Bem, vamos separar as coisas. O conteúdo da Nota do MP é correto, é uma cartilha de boas práticas de administração pública. A forma é que talvez não tenha sido, porque soou como um pito público, ainda que no exercício de suas funções, de um funcionário do Poder Executivo estadual a um Poder Legislativo municipal. O mesmo Ato Normativo citado pelo promotor diz que "A publicidade consistirá na divulgação oficial com o exclusivo fim de conhecimento público mediante publicação de extratos na imprensa oficial e, facultativamente, em meios cibernéticos ou eletrônicos, dela devendo constar: I – as portarias de instauração e os atos de conclusão" (que não constam na nota enviada aos jornais). Em parágrafo, a mesma norma autoriza a utilização de outros meios de publicidade, mas sem prejuízo da publicação na imprensa oficial. O Ato Normativo, portanto, fala na divulgação de extratos, resumos, e com o exclusivo fim de conhecimento público, o que não inclui causar constrangimentos desnecessários.

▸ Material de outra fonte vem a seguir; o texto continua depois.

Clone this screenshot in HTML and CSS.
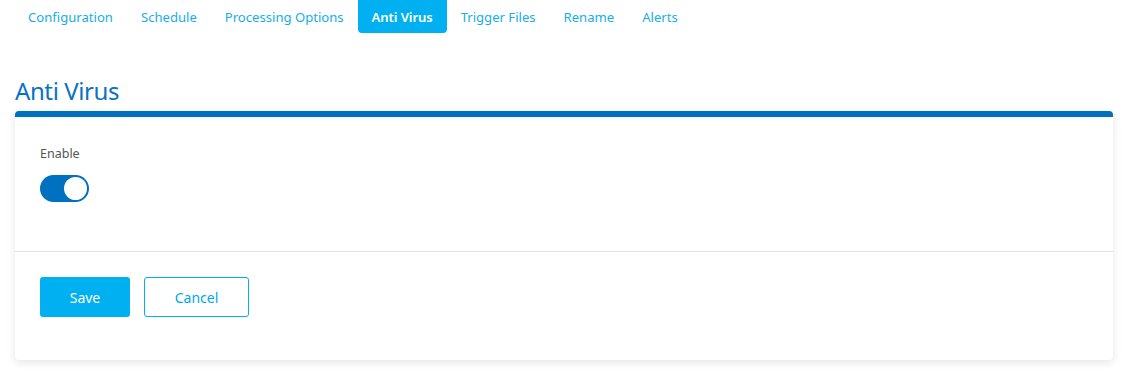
FILE: index.html
```html
<!DOCTYPE html>
<html>
<head>
<meta charset="utf-8">
<link rel="stylesheet" href="styles.css">
</head>
<body>
<nav class="tabs">
  <a class="tab">Configuration</a>
  <a class="tab">Schedule</a>
  <a class="tab">Processing Options</a>
  <a class="tab active">Anti Virus</a>
  <a class="tab">Trigger Files</a>
  <a class="tab">Rename</a>
  <a class="tab">Alerts</a>
</nav>
<h1 class="title">Anti Virus</h1>
<section class="card">
  <div class="card-body">
    <div class="label">Enable</div>
    <div class="toggle"><span class="knob"></span></div>
  </div>
  <div class="card-footer">
    <button class="btn btn-primary">Save</button>
    <button class="btn btn-outline">Cancel</button>
  </div>
</section>
</body>
</html>
```
FILE: styles.css
```css
html, body { margin: 0; padding: 0; background: #fff; }
body { font-family: "Noto Sans", "Open Sans", sans-serif; width: 1128px; height: 371px; overflow: hidden; }
.tabs { display: flex; padding-left: 14px; height: 33px; }
.tab { padding: 0 14px; font-size: 13.1px; color: #17aee9; display: flex; align-items: center; height: 33px; }
.tab.active { background: #00b0f0; color: #fff; font-weight: 600; border-radius: 0 0 4px 4px; letter-spacing: -0.1px; }
.title { margin: 42px 0 0 15px; font-weight: 400; font-size: 24px; line-height: 32px; color: #0a72c2; letter-spacing: -0.4px; }
.card { margin: 4px 15px 0 15px; border-top: 6px solid #0070c0; border-radius: 4px; background: #fff; box-shadow: 0 3px 8px rgba(0,0,0,0.10); height: 243px; }
.card-body { padding: 29px 25px 0; height: 105px; border-bottom: 1px solid #e2e2e2; }
.label { font-size: 12.5px; color: #555; line-height: 16px; }
.toggle { margin-top: 13px; width: 49px; height: 27px; border-radius: 14px; background: #0070c0; position: relative; }
.knob { position: absolute; right: 2px; top: 2px; width: 23px; height: 23px; border-radius: 50%; background: #fff; }
.card-footer { padding: 25px 25px 0; display: flex; gap: 14px; }
.btn { height: 40px; font-family: inherit; font-size: 14px; border-radius: 3px; cursor: pointer; }
.btn-primary { width: 90px; background: #00b0f0; color: #fff; border: none; }
.btn-outline { width: 105px; background: #fff; color: #00a8e8; border: 1px solid #00b0f0; }
```
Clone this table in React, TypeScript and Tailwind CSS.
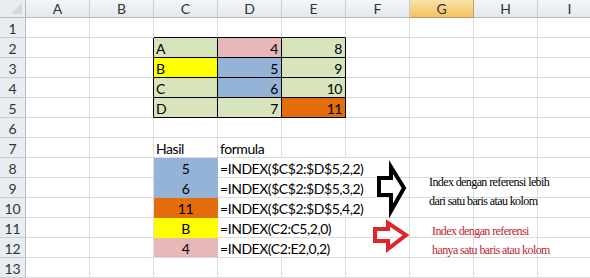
import React from "react";

type Cell = {
  text?: string;
  bg?: string;
  align?: "left" | "center" | "right";
  overflow?: boolean;
};

const COLS = ["A", "B", "C", "D", "E", "F", "G", "H", "I"];
const ROWS = Array.from({ length: 13 }, (_, i) => i + 1);

const GREEN = "bg-[#d7e4bc]";
const PINK = "bg-[#e6b9b8]";
const BLUE = "bg-[#95b3d7]";
const YELLOW = "bg-[#ffff00]";
const ORANGE = "bg-[#e46c0a]";

const data: Record<string, Cell> = {
  C2: { text: "A", bg: GREEN },
  D2: { text: "4", bg: PINK, align: "right" },
  E2: { text: "8", bg: GREEN, align: "right" },
  C3: { text: "B", bg: YELLOW },
  D3: { text: "5", bg: BLUE, align: "right" },
  E3: { text: "9", bg: GREEN, align: "right" },
  C4: { text: "C", bg: GREEN },
  D4: { text: "6", bg: BLUE, align: "right" },
  E4: { text: "10", bg: GREEN, align: "right" },
  C5: { text: "D", bg: GREEN },
  D5: { text: "7", bg: GREEN, align: "right" },
  E5: { text: "11", bg: ORANGE, align: "right" },
  C7: { text: "Hasil" },
  D7: { text: "formula" },
  C8: { text: "5", bg: BLUE, align: "center" },
  D8: { text: "=INDEX($C$2:$D$5,2,2)", overflow: true },
  C9: { text: "6", bg: BLUE, align: "center" },
  D9: { text: "=INDEX($C$2:$D$5,3,2)", overflow: true },
  C10: { text: "11", bg: ORANGE, align: "center" },
  D10: { text: "=INDEX($C$2:$D$5,4,2)", overflow: true },
  C11: { text: "B", bg: YELLOW, align: "center" },
  D11: { text: "=INDEX(C2:C5,2,0)", overflow: true },
  C12: { text: "4", bg: PINK, align: "center" },
  D12: { text: "=INDEX(C2:E2,0,2)", overflow: true },
};

// cells whose right gridline is hidden by overflowing formula text
const noRight = new Set(["D8", "D9", "D10", "D11", "D12", "E8", "E9", "E10"]);

const inTable = (r: number, c: number) => r >= 2 && r <= 5 && c >= 2 && c <= 4;

const SheetCell = ({ r, c }: { r: number; c: number }) => {
  const key = COLS[c] + r;
  const cell = data[key] ?? {};
  const rightBlack = inTable(r, c) || inTable(r, c + 1);
  const bottomBlack = inTable(r, c) || inTable(r + 1, c);
  const right = rightBlack
    ? "border-r-black"
    : noRight.has(key) || cell.bg
      ? "border-r-transparent"
      : "border-r-[#dadcdd]";
  const bottom = bottomBlack
    ? "border-b-black"
    : cell.bg && data[COLS[c] + (r + 1)]?.bg
      ? "border-b-transparent"
      : "border-b-[#dadcdd]";
  const justify =
    cell.align === "right"
      ? "justify-end pr-[3px]"
      : cell.align === "center"
        ? "justify-center"
        : "justify-start pl-[2px]";
  return (
    <div className={`relative flex items-center border-r border-b ${right} ${bottom} ${cell.bg ?? ""} ${justify}`}>
      {cell.text && (
        <span
          className={`whitespace-nowrap pt-[2px] text-[14px] leading-none tracking-[-0.45px] text-black ${
            cell.overflow ? "absolute left-[2px] z-10" : ""
          }`}
        >
          {cell.text}
        </span>
      )}
    </div>
  );
};

export default function App() {
  return (
    <div className="relative h-[278px] w-[590px] overflow-hidden bg-white font-['Lato','Liberation_Sans',sans-serif]">
      <div className="grid grid-cols-[26px_repeat(9,64px)] grid-rows-[18px_repeat(13,20px)]">
        <div className="relative border-r border-b border-[#b8bcc2] bg-[#e9edf2]">
          <svg className="absolute bottom-[3px] right-[3px]" width="11" height="11" viewBox="0 0 11 11">
            <polygon points="11,0 11,11 0,11" fill="#d4d7db" />
          </svg>
        </div>
        {COLS.map((col) => (
          <div
            key={col}
            className={`flex items-center justify-center border-r border-b pt-[1px] text-[14px] leading-none text-[#333] ${
              col === "G"
                ? "border-r-[#c2a263] border-b-[#c2a263] bg-gradient-to-b from-[#fae3a8] to-[#f1c15f]"
                : "border-r-[#c9cdd2] border-b-[#b8bcc2] bg-gradient-to-b from-[#f3f5f8] to-[#e4e8ee]"
            }`}
          >
            {col}
          </div>
        ))}
        {ROWS.map((r) => (
          <React.Fragment key={r}>
            <div className="flex items-center justify-center border-r border-b border-r-[#b8bcc2] border-b-[#c9cdd2] bg-[#e9edf2] pt-[2px] text-[14px] leading-none text-[#333]">
              {r}
            </div>
            {COLS.map((_, c) => (
              <SheetCell key={c} r={r} c={c} />
            ))}
          </React.Fragment>
        ))}
      </div>

      {/* block arrows drawn over the sheet */}
      <svg className="absolute left-0 top-0" width="590" height="278" viewBox="0 0 590 278">
        <polygon
          points="379,178 391,178 391,167 404,188 391,211 391,195 379,195"
          fill="none"
          stroke="#000"
          strokeWidth="4"
          strokeLinejoin="miter"
        />
        <polygon
          points="375,229 388,229 388,223 406,235 388,249 388,241 375,241"
          fill="none"
          stroke="#e0252d"
          strokeWidth="4"
          strokeLinejoin="miter"
        />
      </svg>

      <div className="absolute left-[429px] top-[173px] font-['Liberation_Serif',serif] text-[12px] leading-[19px] tracking-[-0.6px] text-black">
        <p className="whitespace-nowrap">Index dengan referensi lebih</p>
        <p className="whitespace-nowrap">dari satu baris atau kolom</p>
      </div>
      <div className="absolute left-[432px] top-[222px] font-['Liberation_Serif',serif] text-[12px] leading-[19px] tracking-[-0.6px] text-[#c0262e]">
        <p className="whitespace-nowrap">Index dengan referensi</p>
        <p className="whitespace-nowrap">hanya satu baris atau kolom</p>
      </div>
    </div>
  );
}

Mas o vereador Frediani incidiu numa contradição, ao defender o uso dos veículos da Câmara para o transporte de pacientes necessitados de assistência médica, o que é um desvio de finalidade. É que foi veemente ao dizer "está errado" quanto a outro desvio de finalidade, o uso de veículos da Educação para o mesmo fim. A medida há que ser a mesma. Não está nas atribuições do legislador municipal praticar assistencialismo, que pode beirar ao clientelismo. Na sempre precisa definição do dicionarista Houaiss, clientelismo "é prática eleitoreira de certos políticos que consiste em privilegiar uma clientela (’conjunto de indivíduos dependentes’) em troca de seus votos; troca de favores entre quem detém o poder e quem vota".

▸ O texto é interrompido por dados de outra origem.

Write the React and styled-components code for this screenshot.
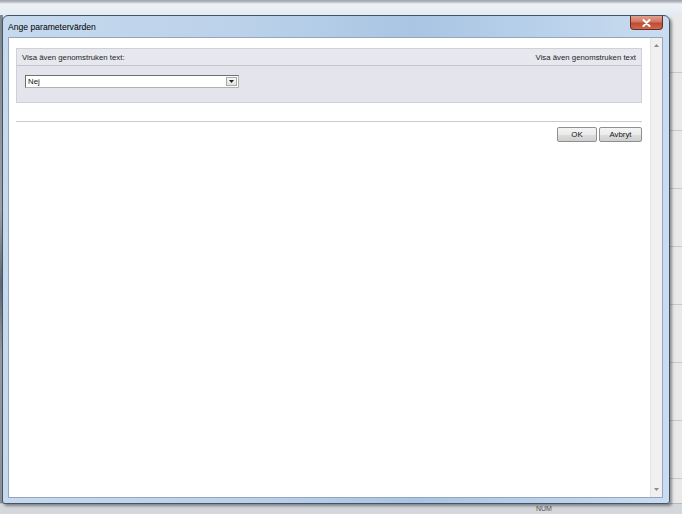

A atribuição do legislador municipal é legislar, bem como fiscalizar o Executivo, a quem efetivamente cabe prover, institucionalmente e universalmente, os meios de transporte aos pacientes necessitados. O vereador precisará trabalhar nas causas, e não nas consequências, e, para isso, não precisa perder os sentimentos, mas sim aplicá-los no exercício de suas mais altas funções, aquelas para as quais foi eleito.
É comumente aceito que Cidadania e clientelismo são termos que compõem uma antítese. Com trabalho institucional, Legislativo exercendo suas altas funções, MP exercendo suas altas funções, a Cidadania tenderá a suplantar o clientelismo. Baixarias, naniquices, não podem entrar nessa equação.